“Rediscovering a Wonder of the World … and Avoiding the Dangers of Spiritual Apathy,” Ensign, Jan. 2012, 48–51
Ciro Villavicencio estimates that during his first three years as a tour guide in Peru’s Cusco region, he led nearly 400 tours to Machu Picchu, the famed “lost city” of the Incas. Yet, even after his many visits, this site—included on various lists of wonders of the world—has not lost its wonder for him.
“There’s always something new to learn,” he says. Spending several hours taking a group of visitors through Machu Picchu isn’t unusual for Ciro. However, he has seen how easy it is to lose that wonder. A few of his colleagues do a whole tour in 45 minutes. “They’ve lost interest,” he says.
Ciro, a member of the Chasqui Ward and high councilor in the Cusco Peru Inti Raymi Stake, believes that understanding his colleagues’ disinterest could help Church members increase interest in another wonder of the world—the most significant one—the “marvelous work and a wonder” of the restored gospel of Jesus Christ (2 Nephi 25:17).
Abandoned in the late 1500s by the Incas and undiscovered by the conquistadores, this isolated city high in the Peruvian Andes was lost to all but a few. At the turn of the 20th century, its discovery by the outside world brought droves of researchers and tourists.
After decades of study, “some people thought that they had found everything to be found at Machu Picchu,” Ciro says. “When people think that everything has been found or that everything is done, they give up or devalue the item or the effort.”
Ciro worries that the same complacency can happen in the Church. He has seen how time and familiarity can lead some members “to be less and less astonished at a sign or a wonder from heaven, insomuch that they [begin] to be hard in their hearts, and blind in their minds, and [begin] to disbelieve all which they [have] heard and seen” (3 Nephi 2:1).
This loss of wonder can leave members susceptible to Satan’s lies, such as: You don’t need to listen to that speaker; you already know it all. You don’t need to go to Sunday School; you’ve heard that lesson before. You don’t need to study your scriptures today; there’s nothing new there.
“And thus [does] Satan get possession of the hearts of the people” (3 Nephi 2:2).
Experiencing peaks and valleys in enthusiasm for gospel learning is not uncommon. But those who allow a lull in spiritual learning to lengthen into a lifestyle are in danger of losing “even that which they have” in spiritual understanding (2 Nephi 28:30; see also Matthew 25:14–30).
Understanding three truths has helped Ciro remain teachable in spite of apathy’s appeal:
During times of intense gospel study on his mission and as an institute teacher, Ciro has discovered that there is always something more to learn, whether it’s a new principle or a new application of one he already knew. More important, that new spiritual knowledge is often something he needed to know to get through whatever challenges he was facing—or about to face.

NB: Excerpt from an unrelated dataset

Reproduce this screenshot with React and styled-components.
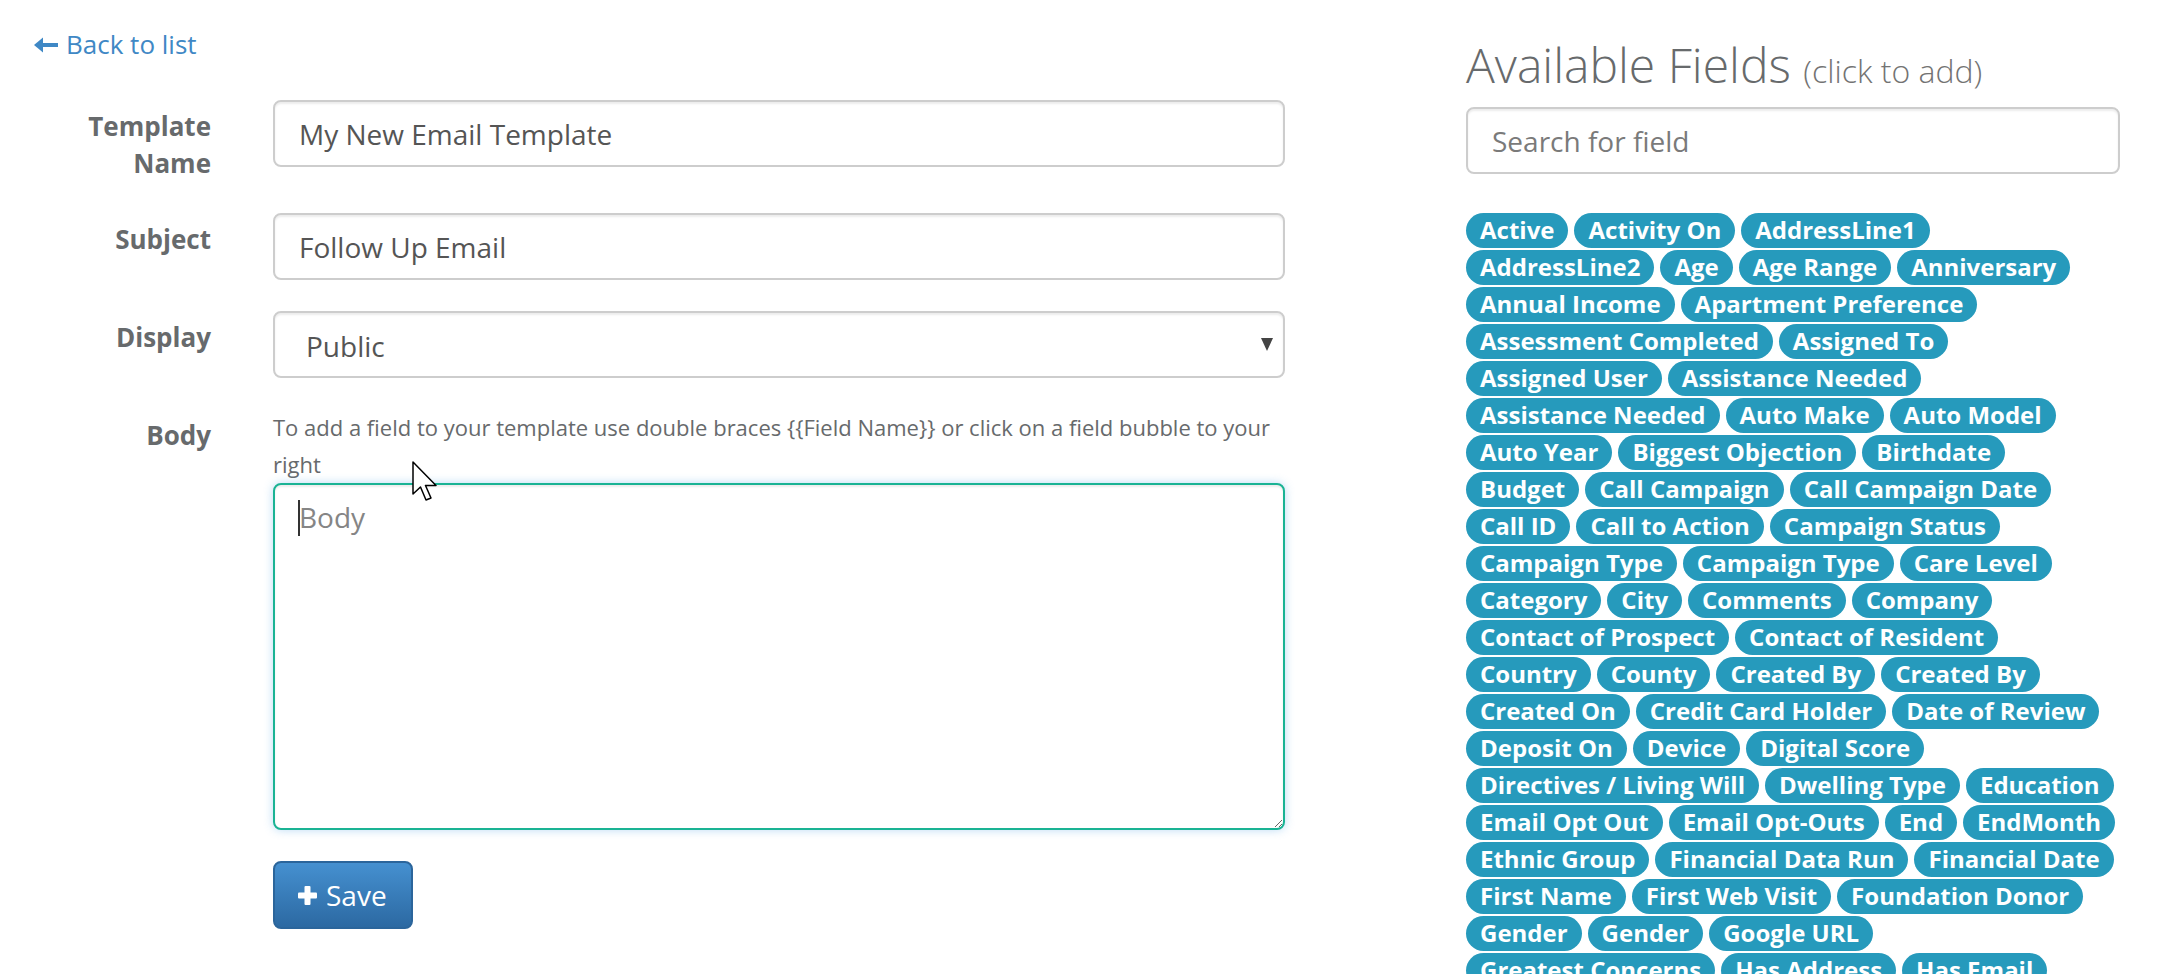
import React from 'react';
import styled, { createGlobalStyle } from 'styled-components';

const GlobalStyle = createGlobalStyle`
  html, body {
    margin: 0;
    padding: 0;
    background: #fff;
    overflow: hidden;
  }
  body {
    font-family: 'Open Sans', 'Liberation Sans', sans-serif;
    color: #676a6c;
  }
  * {
    box-sizing: border-box;
  }
`;

const Page = styled.div`
  position: relative;
  width: 2160px;
  min-height: 974px;
  padding: 26px 0 0 34px;
  display: grid;
  grid-template-columns: 1251px 654px;
  column-gap: 181px;
  align-items: start;
`;

const LeftColumn = styled.div`
  display: flex;
  flex-direction: column;
`;

const RightColumn = styled.div`
  display: flex;
  flex-direction: column;
  padding-top: 12px;
`;

const BackLink = styled.a`
  display: flex;
  align-items: center;
  gap: 8px;
  font-size: 26px;
  line-height: 37px;
  color: #3f88c5;
  text-decoration: none;
  cursor: pointer;
`;

const Form = styled.form`
  margin-top: 37px;
  display: flex;
  flex-direction: column;
  gap: 31px;
`;

const FormRow = styled.div`
  display: grid;
  grid-template-columns: 177px 1012px;
  column-gap: 62px;
  align-items: start;
`;

const Label = styled.label`
  text-align: right;
  font-weight: 700;
  font-size: 26px;
  line-height: 37px;
  padding-top: 8px;
  color: #676a6c;
`;

const TextInput = styled.input`
  width: 100%;
  height: 67px;
  padding: 12px 24px;
  font-family: 'Open Sans', 'Liberation Sans', sans-serif;
  font-size: 28px;
  color: #555;
  background: #fff;
  border: 2px solid #cdcdcd;
  border-radius: 8px;
  box-shadow: inset 0 2px 2px rgba(0, 0, 0, 0.075);
  outline: none;

  &::placeholder {
    color: #7a7a7a;
  }
`;

const SelectBox = styled.div`
  position: relative;

  &::after {
    content: '';
    position: absolute;
    right: 12px;
    top: 27px;
    border-left: 6px solid transparent;
    border-right: 6px solid transparent;
    border-top: 13px solid #444;
  }
`;

const Select = styled.select`
  width: 100%;
  height: 67px;
  padding: 2px 24px 0 31px;
  appearance: none;
  font-family: 'Open Sans', 'Liberation Sans', sans-serif;
  font-size: 28px;
  color: #555;
  background: #fff;
  border: 2px solid #cdcdcd;
  border-radius: 8px;
  box-shadow: inset 0 2px 2px rgba(0, 0, 0, 0.075);
  outline: none;
`;

const BodyField = styled.div`
  display: flex;
  flex-direction: column;
`;

const HelpText = styled.p`
  margin: 0;
  font-size: 22px;
  line-height: 37px;
  color: #676a6c;
`;

const AreaWrap = styled.div`
  position: relative;
`;

const TextArea = styled.textarea`
  display: block;
  width: 100%;
  height: 347px;
  padding: 12px 24px;
  font-family: 'Open Sans', 'Liberation Sans', sans-serif;
  font-size: 28px;
  line-height: 40px;
  color: #555;
  background: #fff;
  border: 2px solid #1ab394;
  border-radius: 8px;
  box-shadow: inset 0 2px 2px rgba(0, 0, 0, 0.075), 0 0 10px rgba(102, 175, 233, 0.45);
  outline: none;

  &::placeholder {
    color: #858585;
  }
`;

const Caret = styled.span`
  position: absolute;
  left: 25px;
  top: 17px;
  width: 2px;
  height: 36px;
  background: #333;
`;

const SaveButton = styled.button`
  display: inline-flex;
  align-items: center;
  gap: 9px;
  height: 68px;
  padding: 0 24px 0 23px;
  font-family: 'Open Sans', 'Liberation Sans', sans-serif;
  font-size: 28px;
  color: #fff;
  background: linear-gradient(to bottom, #4590d0 0%, #2c69a2 100%);
  border: 2px solid #2b659b;
  border-radius: 8px;
  cursor: pointer;
`;

const Heading = styled.h2`
  margin: 0;
  font-size: 48px;
  line-height: 53px;
  font-weight: 300;
  color: #676a6c;
`;

const Small = styled.small`
  font-size: 32px;
  color: #737373;
`;

const SearchWrap = styled.div`
  margin-top: 10px;
`;

const ChipList = styled.div`
  margin-top: 39px;
  display: flex;
  flex-wrap: wrap;
  gap: 2px 6px;
`;

const Chip = styled.span`
  display: inline-block;
  padding: 5px 14px 6px;
  font-size: 24px;
  line-height: 24px;
  font-weight: 700;
  color: #fff;
  background: #269abc;
  border-radius: 18px;
  white-space: nowrap;
  cursor: pointer;
`;

const Pointer = styled.svg`
  position: absolute;
  left: 412px;
  top: 461px;
  pointer-events: none;
`;

const fields = [
  'Active', 'Activity On', 'AddressLine1',
  'AddressLine2', 'Age', 'Age Range', 'Anniversary',
  'Annual Income', 'Apartment Preference',
  'Assessment Completed', 'Assigned To',
  'Assigned User', 'Assistance Needed',
  'Assistance Needed', 'Auto Make', 'Auto Model',
  'Auto Year', 'Biggest Objection', 'Birthdate',
  'Budget', 'Call Campaign', 'Call Campaign Date',
  'Call ID', 'Call to Action', 'Campaign Status',
  'Campaign Type', 'Campaign Type', 'Care Level',
  'Category', 'City', 'Comments', 'Company',
  'Contact of Prospect', 'Contact of Resident',
  'Country', 'County', 'Created By', 'Created By',
  'Created On', 'Credit Card Holder', 'Date of Review',
  'Deposit On', 'Device', 'Digital Score',
  'Directives / Living Will', 'Dwelling Type', 'Education',
  'Email Opt Out', 'Email Opt-Outs', 'End', 'EndMonth',
  'Ethnic Group', 'Financial Data Run', 'Financial Date',
  'First Name', 'First Web Visit', 'Foundation Donor',
  'Gender', 'Gender', 'Google URL',
  'Greatest Concerns', 'Has Address', 'Has Email',
  'Has Phone', 'Home Phone', 'Household Size',
  'Income', 'Last Name', 'Lead Source',
];

const BackArrow = () => (
  <svg width="24" height="16" viewBox="0 0 24 16">
    <polygon points="0,8 9,0.5 9,15.5" fill="#3f88c5" />
    <rect x="7" y="6" width="17" height="4" fill="#3f88c5" />
  </svg>
);

const PlusIcon = () => (
  <svg width="19" height="19" viewBox="0 0 19 19">
    <rect x="6.5" y="0" width="6" height="19" rx="1" fill="#fff" />
    <rect x="0" y="6.5" width="19" height="6" rx="1" fill="#fff" />
  </svg>
);

const App = () => {
  return (
    <>
      <GlobalStyle />
      <Page>
        <LeftColumn>
          <BackLink>
            <BackArrow />
            Back to list
          </BackLink>
          <Form onSubmit={e => e.preventDefault()}>
            <FormRow>
              <Label>Template Name</Label>
              <TextInput defaultValue="My New Email Template" />
            </FormRow>
            <FormRow>
              <Label>Subject</Label>
              <TextInput defaultValue="Follow Up Email" />
            </FormRow>
            <FormRow>
              <Label>Display</Label>
              <SelectBox>
                <Select defaultValue="public">
                  <option value="public">Public</option>
                  <option value="private">Private</option>
                </Select>
              </SelectBox>
            </FormRow>
            <FormRow>
              <Label>Body</Label>
              <BodyField>
                <HelpText>
                  To add a field to your template use double braces {'{{Field Name}}'} or click on a field bubble to your right
                </HelpText>
                <AreaWrap>
                  <TextArea placeholder="Body" />
                  <Caret />
                </AreaWrap>
              </BodyField>
            </FormRow>
            <FormRow>
              <span />
              <div>
                <SaveButton type="submit">
                  <PlusIcon />
                  Save
                </SaveButton>
              </div>
            </FormRow>
          </Form>
        </LeftColumn>

        <RightColumn>
          <Heading>
            Available Fields <Small>(click to add)</Small>
          </Heading>
          <SearchWrap>
            <TextInput placeholder="Search for field" />
          </SearchWrap>
          <ChipList>
            {fields.map((f, i) => (
              <Chip key={i}>{f}</Chip>
            ))}
          </ChipList>
        </RightColumn>

        <Pointer width="28" height="44" viewBox="0 0 28 44">
          <path
            d="M1 1 L1 33 L8.5 26 L14 39 L19 37 L13.5 24.5 L24 24.5 Z"
            fill="#fff"
            stroke="#000"
            strokeWidth="1.5"
            strokeLinejoin="round"
          />
        </Pointer>
      </Page>
    </>
  );
};

export default App;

“Part of being teachable,” he says, “is remembering that there’s always something I don’t know that I probably need to know.”

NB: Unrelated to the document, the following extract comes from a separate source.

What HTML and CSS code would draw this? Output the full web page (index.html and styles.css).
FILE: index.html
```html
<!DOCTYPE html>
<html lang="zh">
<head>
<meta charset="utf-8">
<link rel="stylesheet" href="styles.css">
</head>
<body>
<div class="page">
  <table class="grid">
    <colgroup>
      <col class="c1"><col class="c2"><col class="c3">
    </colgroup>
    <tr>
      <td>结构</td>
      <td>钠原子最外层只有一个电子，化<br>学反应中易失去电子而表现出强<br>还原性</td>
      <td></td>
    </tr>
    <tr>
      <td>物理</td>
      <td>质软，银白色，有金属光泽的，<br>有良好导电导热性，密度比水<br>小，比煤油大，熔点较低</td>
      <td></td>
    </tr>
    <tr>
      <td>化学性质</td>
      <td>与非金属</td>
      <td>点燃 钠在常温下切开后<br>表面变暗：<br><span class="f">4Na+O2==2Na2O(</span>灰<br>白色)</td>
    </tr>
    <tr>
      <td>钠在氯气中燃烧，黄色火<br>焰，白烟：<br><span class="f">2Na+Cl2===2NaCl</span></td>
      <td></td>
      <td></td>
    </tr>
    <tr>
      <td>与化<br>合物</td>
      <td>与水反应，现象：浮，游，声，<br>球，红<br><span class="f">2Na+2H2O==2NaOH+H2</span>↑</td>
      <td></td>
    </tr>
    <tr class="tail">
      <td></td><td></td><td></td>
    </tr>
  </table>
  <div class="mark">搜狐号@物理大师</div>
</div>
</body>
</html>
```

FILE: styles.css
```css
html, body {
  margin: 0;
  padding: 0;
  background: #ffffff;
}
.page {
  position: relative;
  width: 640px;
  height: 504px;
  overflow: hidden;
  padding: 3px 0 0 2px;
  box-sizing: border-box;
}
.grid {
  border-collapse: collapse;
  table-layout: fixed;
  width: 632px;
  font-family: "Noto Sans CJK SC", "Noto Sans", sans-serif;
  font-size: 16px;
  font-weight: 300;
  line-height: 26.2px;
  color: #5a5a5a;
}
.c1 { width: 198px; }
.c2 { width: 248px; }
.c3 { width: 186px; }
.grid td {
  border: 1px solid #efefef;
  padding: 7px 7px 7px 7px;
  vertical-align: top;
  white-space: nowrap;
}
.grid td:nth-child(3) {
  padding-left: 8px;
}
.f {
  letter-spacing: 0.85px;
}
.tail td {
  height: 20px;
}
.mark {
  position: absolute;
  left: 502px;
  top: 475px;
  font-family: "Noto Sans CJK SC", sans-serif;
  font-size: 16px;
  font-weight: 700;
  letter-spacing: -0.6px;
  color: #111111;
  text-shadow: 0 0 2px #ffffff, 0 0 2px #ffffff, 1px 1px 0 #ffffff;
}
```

When you don’t know what you need to know, you need a knowledgeable teacher (see John 14:26). As Ciro studies the scriptures alone or with his wife or as he participates in classes and meetings, he is constantly reminded that it doesn’t matter how often he has read a particular verse or heard a particular concept.

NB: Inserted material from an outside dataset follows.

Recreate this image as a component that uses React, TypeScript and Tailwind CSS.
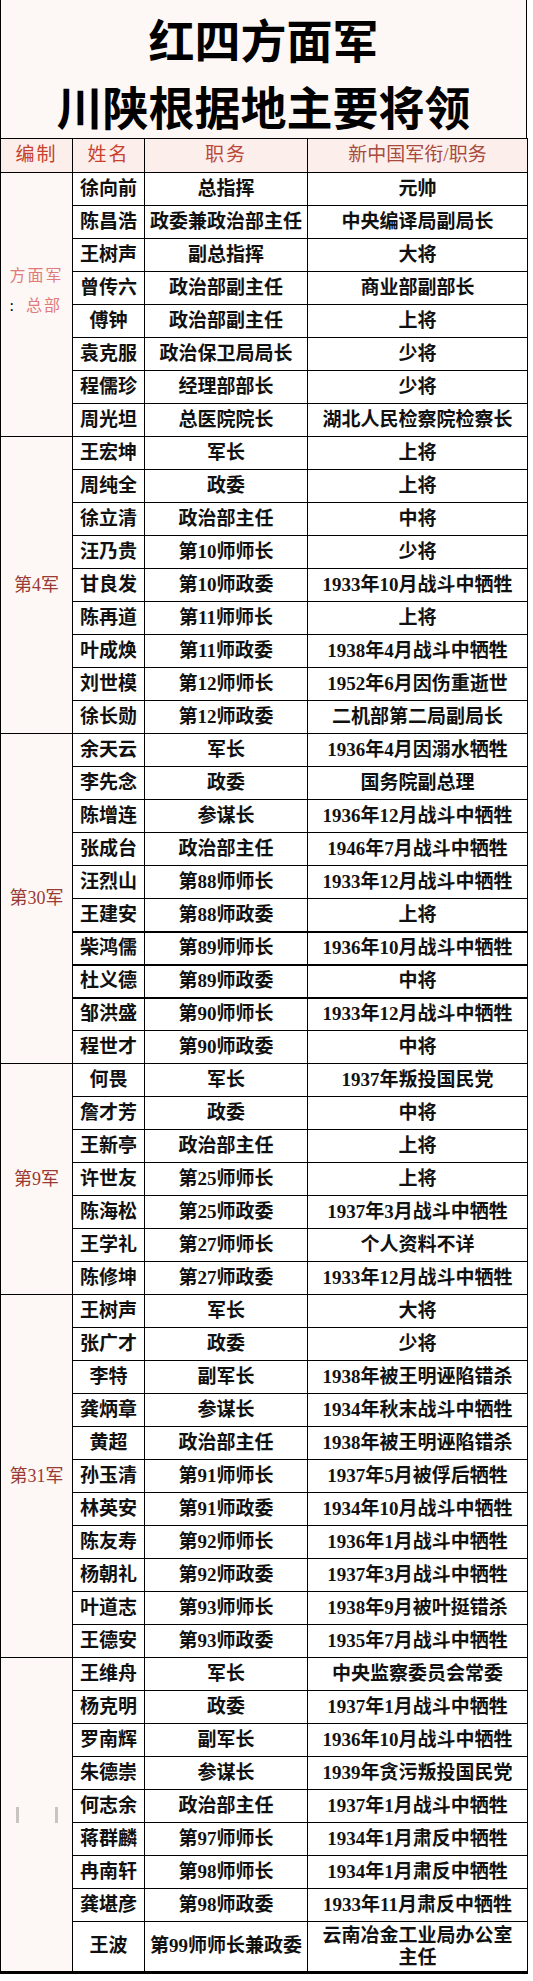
import React from "react";

type Row = [string, string, string];

type Group = {
  key: string;
  label: React.ReactNode;
  rows: Row[];
};

const groups: Group[] = [
  {
    key: "hq",
    label: (
      <div className="flex flex-col items-start pb-[28px] text-[16px] font-normal leading-[30px] tracking-[2px] text-[#e07b7b]">
        <span>方面军</span>
        <span>
          <span className="text-black">:</span>
          <span className="ml-[10px]">总部</span>
        </span>
      </div>
    ),
    rows: [
      ["徐向前", "总指挥", "元帅"],
      ["陈昌浩", "政委兼政治部主任", "中央编译局副局长"],
      ["王树声", "副总指挥", "大将"],
      ["曾传六", "政治部副主任", "商业部副部长"],
      ["傅钟", "政治部副主任", "上将"],
      ["袁克服", "政治保卫局局长", "少将"],
      ["程儒珍", "经理部部长", "少将"],
      ["周光坦", "总医院院长", "湖北人民检察院检察长"],
    ],
  },
  {
    key: "4",
    label: "第4军",
    rows: [
      ["王宏坤", "军长", "上将"],
      ["周纯全", "政委", "上将"],
      ["徐立清", "政治部主任", "中将"],
      ["汪乃贵", "第10师师长", "少将"],
      ["甘良发", "第10师政委", "1933年10月战斗中牺牲"],
      ["陈再道", "第11师师长", "上将"],
      ["叶成焕", "第11师政委", "1938年4月战斗中牺牲"],
      ["刘世模", "第12师师长", "1952年6月因伤重逝世"],
      ["徐长勋", "第12师政委", "二机部第二局副局长"],
    ],
  },
  {
    key: "30",
    label: "第30军",
    rows: [
      ["余天云", "军长", "1936年4月因溺水牺牲"],
      ["李先念", "政委", "国务院副总理"],
      ["陈增连", "参谋长", "1936年12月战斗中牺牲"],
      ["张成台", "政治部主任", "1946年7月战斗中牺牲"],
      ["汪烈山", "第88师师长", "1933年12月战斗中牺牲"],
      ["王建安", "第88师政委", "上将"],
      ["柴鸿儒", "第89师师长", "1936年10月战斗中牺牲"],
      ["杜义德", "第89师政委", "中将"],
      ["邹洪盛", "第90师师长", "1933年12月战斗中牺牲"],
      ["程世才", "第90师政委", "中将"],
    ],
  },
  {
    key: "9",
    label: "第9军",
    rows: [
      ["何畏", "军长", "1937年叛投国民党"],
      ["詹才芳", "政委", "中将"],
      ["王新亭", "政治部主任", "上将"],
      ["许世友", "第25师师长", "上将"],
      ["陈海松", "第25师政委", "1937年3月战斗中牺牲"],
      ["王学礼", "第27师师长", "个人资料不详"],
      ["陈修坤", "第27师政委", "1933年12月战斗中牺牲"],
    ],
  },
  {
    key: "31",
    label: "第31军",
    rows: [
      ["王树声", "军长", "大将"],
      ["张广才", "政委", "少将"],
      ["李特", "副军长", "1938年被王明诬陷错杀"],
      ["龚炳章", "参谋长", "1934年秋末战斗中牺牲"],
      ["黄超", "政治部主任", "1938年被王明诬陷错杀"],
      ["孙玉清", "第91师师长", "1937年5月被俘后牺牲"],
      ["林英安", "第91师政委", "1934年10月战斗中牺牲"],
      ["陈友寿", "第92师师长", "1936年1月战斗中牺牲"],
      ["杨朝礼", "第92师政委", "1937年3月战斗中牺牲"],
      ["叶道志", "第93师师长", "1938年9月被叶挺错杀"],
      ["王德安", "第93师政委", "1935年7月战斗中牺牲"],
    ],
  },
  {
    key: "33",
    label: (
      <div className="flex items-center gap-[36px]">
        <span className="h-[16px] w-[3px] bg-[#c9c4c2]" />
        <span className="h-[16px] w-[3px] bg-[#c9c4c2]" />
      </div>
    ),
    rows: [
      ["王维舟", "军长", "中央监察委员会常委"],
      ["杨克明", "政委", "1937年1月战斗中牺牲"],
      ["罗南辉", "副军长", "1936年10月战斗中牺牲"],
      ["朱德崇", "参谋长", "1939年贪污叛投国民党"],
      ["何志余", "政治部主任", "1937年1月战斗中牺牲"],
      ["蒋群麟", "第97师师长", "1934年1月肃反中牺牲"],
      ["冉南轩", "第98师师长", "1934年1月肃反中牺牲"],
      ["龚堪彦", "第98师政委", "1933年11月肃反中牺牲"],
      ["王波", "第99师师长兼政委", "云南冶金工业局办公室主任"],
    ],
  },
];

// rows drawn with a heavier rule underneath
const heavy = new Set(["王建安", "柴鸿儒", "杜义德"]);

const cell = "border border-black p-0 text-center align-middle whitespace-nowrap";

export default function App() {
  return (
    <div className="min-h-[1981px] bg-white font-['Liberation_Serif','Noto_Sans_CJK_SC',serif] text-[#111]">
      <div className="w-[527px]">
        {/* Title */}
        <div className="flex h-[138px] flex-col items-center border-x border-black bg-[#fdf7f5] pt-[5px] font-['Noto_Sans_CJK_SC',sans-serif] text-[46px] font-bold leading-[67px] text-black">
          <div>红四方面军</div>
          <div>川陕根据地主要将领</div>
        </div>

        <table className="w-[527px] table-fixed border-collapse">
          <colgroup>
            <col className="w-[72px]" />
            <col className="w-[72px]" />
            <col className="w-[163px]" />
            <col className="w-[220px]" />
          </colgroup>
          <thead>
            <tr className="h-[34px] bg-[#fcefeb] text-[19px] font-normal tracking-[2px] text-[#c8412f]">
              <th className={`${cell} font-normal`}>编制</th>
              <th className={`${cell} font-normal`}>姓名</th>
              <th className={`${cell} font-normal text-[#b9473a]`}>职务</th>
              <th className={`${cell} font-normal tracking-[0px] text-[#a94a3f]`}>新中国军衔/职务</th>
            </tr>
          </thead>
          <tbody className="text-[19px] font-bold">
            {groups.map((g) =>
              g.rows.map((r, i) => {
                const last = r[0] === "王波";
                const thick = heavy.has(r[0]) ? "border-b-2" : "";
                const bottom = last ? "border-b-[3px]" : "";
                return (
                  <tr key={g.key + r[0] + i} className={last ? "h-[51px]" : "h-[33px]"}>
                    {i === 0 && (
                      <td
                        rowSpan={g.rows.length}
                        className={`${cell} bg-[#fdf7f5] text-[18px] font-normal text-[#9a3a34] ${
                          g.key === "33" ? "border-b-[3px]" : ""
                        }`}
                      >
                        <div className="flex items-center justify-center">{g.label}</div>
                      </td>
                    )}
                    <td className={`${cell} ${thick} ${bottom}`}>{r[0]}</td>
                    <td className={`${cell} ${thick} ${bottom}`}>{r[1]}</td>
                    <td className={`${cell} ${thick} ${bottom} ${last ? "whitespace-normal px-[6px] leading-[22px]" : ""}`}>
                      {last ? (
                        <div className="flex flex-col items-center">
                          <span>云南冶金工业局办公室</span>
                          <span>主任</span>
                        </div>
                      ) : (
                        r[2]
                      )}
                    </td>
                  </tr>
                );
              })
            )}
          </tbody>
        </table>
      </div>
    </div>
  );
}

“The Spirit can teach me things I had never considered,” he says. “The Holy Ghost is the teacher.”
“I have to take responsibility for learning,” Ciro says. “Heavenly Father won’t force me to learn anything.”
For Ciro, Machu Picchu remains a wonder of the world because, for as long as researchers have studied it, they have been rewarded with new discoveries and additional knowledge.
Even after a century of study, archaeologists have found in just the past several years a burial site, ceramics, and even additional terrace structures, all of which have added to what is known about Machu Picchu and the Incas.
Such is the case with studying the gospel of Jesus Christ. “There is always something new to discover in the gospel for those who make the effort,” Ciro says.
Just as new discoveries at Machu Picchu build upon previous knowledge, providing researchers with a more complete understanding, “he that will not harden his heart, to him is given the greater portion of the word, until it is given unto him to know the mysteries of God until he know them in full” (Alma 12:10; see also D&C 50:24).
“The gospel is an unending fount of living waters to which we need to return regularly,” Ciro says.
As Ciro watches from a ledge high above Machu Picchu, dozens of different tour groups walk among the ancient buildings. For Ciro the tragedy in the disinterest among a few of his colleagues is that it hurts not only them but those who could be experiencing wonder through them.
Keeping wonder for the gospel alive will bless not only the individual but those associated with him or her. “The change the gospel makes in people’s lives is a wonder,” says Ciro. “And those who have experienced that change can themselves become a wonder in the lives of others.”